No solid legal framework
Faced with scandals around the deficiency and the falsification of results linked to studies carried out by firms the European evaluation system is being reformed. French deputies refused to vote the law on generalized contamination as proposed by the French government. The decrees recently published without any democratic debate fail to resolve the problem. There is no legal framework today on questions of responsibility and reparations of sanitary, environmental or economic damage caused by GM-crops.
Strategy based on force
In this context large seed cooperatives in France incite their members for the first time in 2007 to cultivate transgenic corn and commit themselves to purchase their harvest. They anticipate that in 2007 between 30,000 ha to 50,000 ha of transgenic corn will be cultivated in France. Thus they hope to generalize contamination in order to compel decision-makers to accept GM crops through legislation. This strategy of 'fait accompli' is unacceptable and criminal.
War in the countryside
The majority of French farmers refuses to cultivate GMOs and do not accept the risks that such a strategy based on force engenders. The threats of conflict between farmers who are members of the same cooperatives or are living in the same village are spreading and tensions are increasingly palpable, particularly in the South West. This situation constitutes a serious threat to the integrity of social fabric in the French countryside.
An issue of European and global importance
Austria, Hungary, Poland, Greece and Italy adopted laws that refuse GM-crops. The United Kingdom, albeit refusing them on its own territory, continues to support them in other EU countries. Only Spain continues to cultivate them. If France, the main European producer, will oppose it than Spain will be unable to continue with its practice on the long run. Europe will remain the only significant GM-free territory on the planet on which other countries from the Global South can rely in order to withstand their submission to the confiscation of people's right to food sovereignty through the patents of some multinationals. If France accepts GMOs, food-related conflicts will spread.
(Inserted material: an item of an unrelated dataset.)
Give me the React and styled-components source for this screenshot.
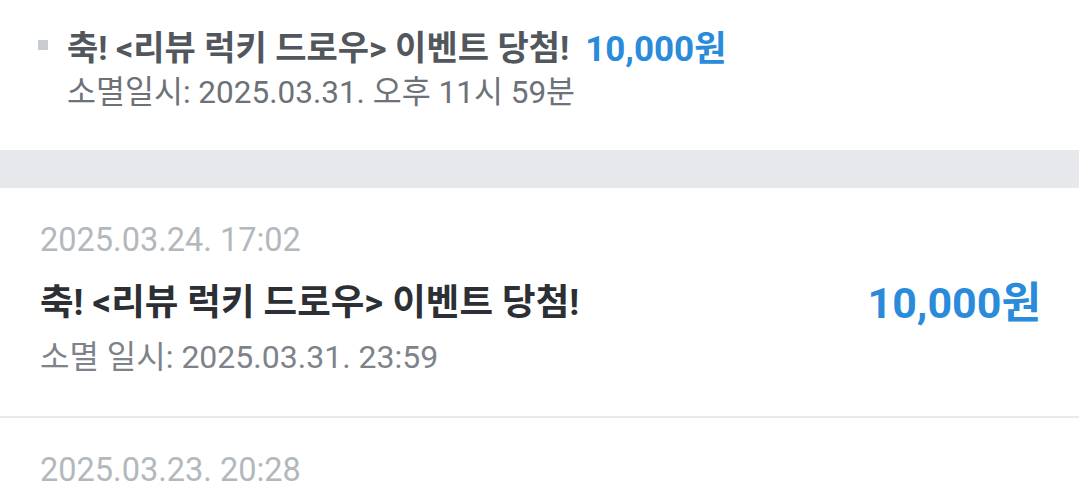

One possible solution: the moratorium
In accordance with European regulation, in particular article 23 of Directive 2001/18 on the 'safeguard clause', Austria and Hungary adopted a moratorium on transgenic maize varieties currently authorized in Europe. The European Council on the Environment has recently approved of these moratoriums partly thanks to the favorable vote of the French representative. Nothing stands in the way of the French government to issue a notification similar to the one issued by the European Commission, as it already proceeded in the case of GM-rapeseed. This moratorium has to be adopted prior to the sowing season starting in April as following this deadline it will be much more difficult to demand the cleaning up of fields already planted with GM-maize. Consequently it is the responsibility of the current government lead by the UMP (Union pour un Mouvement Populaire) to take this decision prior to the elections in May 2007.
One hesitating candidate still remaining: Nicolas Sarkozy
All presidential candidates except the UMP's adopted a position favorable to the moratorium. Is it his wish to leave an unmanageable situation to Jacques Chirac's successor? Eleven days remain to convince him.